Saturday, December 23, 2006

You Didn't Think We Would Avoid Talking About Religion, Did You?

As a Catholic I attend mass every Sunday. Sunday after Sunday after Sunday I sit, stand, kneel, and pray in unison with all the other dutiful parishioners. Every mass follows the same formula. No surprises, no variations. Often I sit and wonder how many other people are sitting and wondering about what they will do after mass, what’s for lunch, or how quickly they will be able to get to their car after the final prayer. After all, when you are on Mass Autopilot, it is sometimes difficult to keep your eyes on the road.

Why do we feel this way? Obviously many of us feel compelled to attend. Why aren’t we engaged? Could it be the outdated views of Catholicism? I’m sorry, but the rhythm method just doesn’t cut it for most women these days. Birth control is a practical matter. Socioeconomics plays a factor as does emotional well being. How about priests? I won’t sink to citing the statistics of sexual abusers and voyeurs of child pornography. I will, however pose this question: Would the priesthood be more effective if a priest was allowed to marry? I, for one, would much rather see a priest for family/marital counseling if he had some first hand knowledge. Maybe more well-balanced individuals would be swayed to follow a religious calling… maybe even some women? Confession is another sticky subject. If God can hear my prayers, why can’t I just confess to him directly? Why, exactly, do I need a middle man? Every single week the Catholic homily either tells us we had better become better Christians, confess our sins, or give money for the repair of the week/mission of the week/appeal of the week because we have not yet made our “fair share” to the diocese. (That one burns me. One year we were told that the diocese was charging interest on our “debt” because we didn’t cough up our fair share. This, after we pledged over $2 million for the new parish center!)

Unfortunately the Church continues on as it has for centuries, with minor tweaks and adjustments, keeping us captive by guilt, obligation and the need to include religion in our lives, even if we don’t agree with 100% of the rules. Still, many don’t actually engage, or if they do, it is on their own unique terms.

Let’s talk about some of the parishioners who do attend.

So many fair-weather Catholics flock to masses during Advent and Lent, the senior citizens who traditionally park in the Getaway Lane… um, I mean the Fire Lane… are put out with having to park in an actual delineated space in the confines of the parking lot. But don’t worry too much, when the holiday is past, or if it’s sunny or there’s a football game being televised or anything more than a flurry of snow, the lot will be deserted once again.

There are also the “take the communion and run” Catholics. You’ve seen them. They carry their coat/hat/purse with them and as soon as the body of Christ hits their tongue they are out the door before “amen” leaves their lips.

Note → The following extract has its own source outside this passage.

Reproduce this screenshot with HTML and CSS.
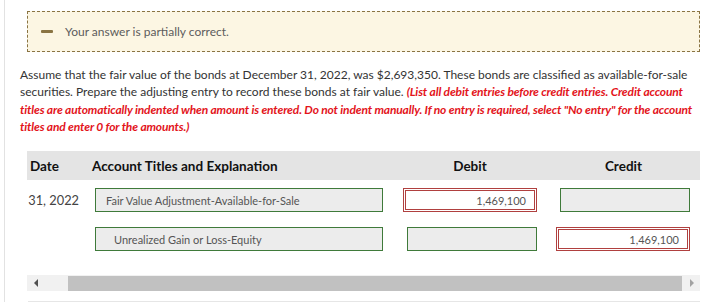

One of my favorites is the “recessional caboose”. The priest, servers, and readers have just begun their exit when someone who just cannot wait to leave, joins in behind the group as if they are the last float in the parade.

Those who actually stay through the end of the mass seem to view the final notes of the last hymn as a starting gun. They race to the exits, jump in their cars and are very un-Christian in their approach to leaving the parking lot. Do NOT try to ease in front of these people. Any feelings of good will towards men were left in the pew.

What can the Church do about any of these things? How about changing things up once in awhile? Give a homily that explains how the scriptures relate to real life. Let priests marry and have families so that they may understand the needs of the parishioners. Make us want to attend Church to be closer to God and to enjoy the service. Hmmm… I don’t know, but I’m thinking it may have to be an act of God.



TomCat said...

Hi Women. This is hard for me because I am not Catholic, much to my chagrin in my young teenage years, because the two prettiest girls in my neighborhood at that time were Catholic and not allowed to go out with me because I wasn't. I am a Christian, but I'm a denomination of one. I don't think I could accept some of the Catholic Church's doctrines, the ones you mentioned. Mainstream liberal churches seem too much like you described the emptiness in your services. And the churches of the religious right..... well..... they seem the modern day equivalents of the Pharisees and Sadducees that Jesus so strongly opposed. So, while I can offer no solution to your dilemma, I can at least agree how difficult it can be to maintain a religious identity in today's world.

TomCat said...

P.S. A very Merry Christmas, or whatever holiday you may celebrate, to all here.

HecticbutHappy said...

Excellent I can't even tell you how much I agree with all your points! I write a little about religion (Catholic) on my blog and your friend said I should check out your post. I love it. I expecially love the procession joiners and the communion runners lol! See them every week.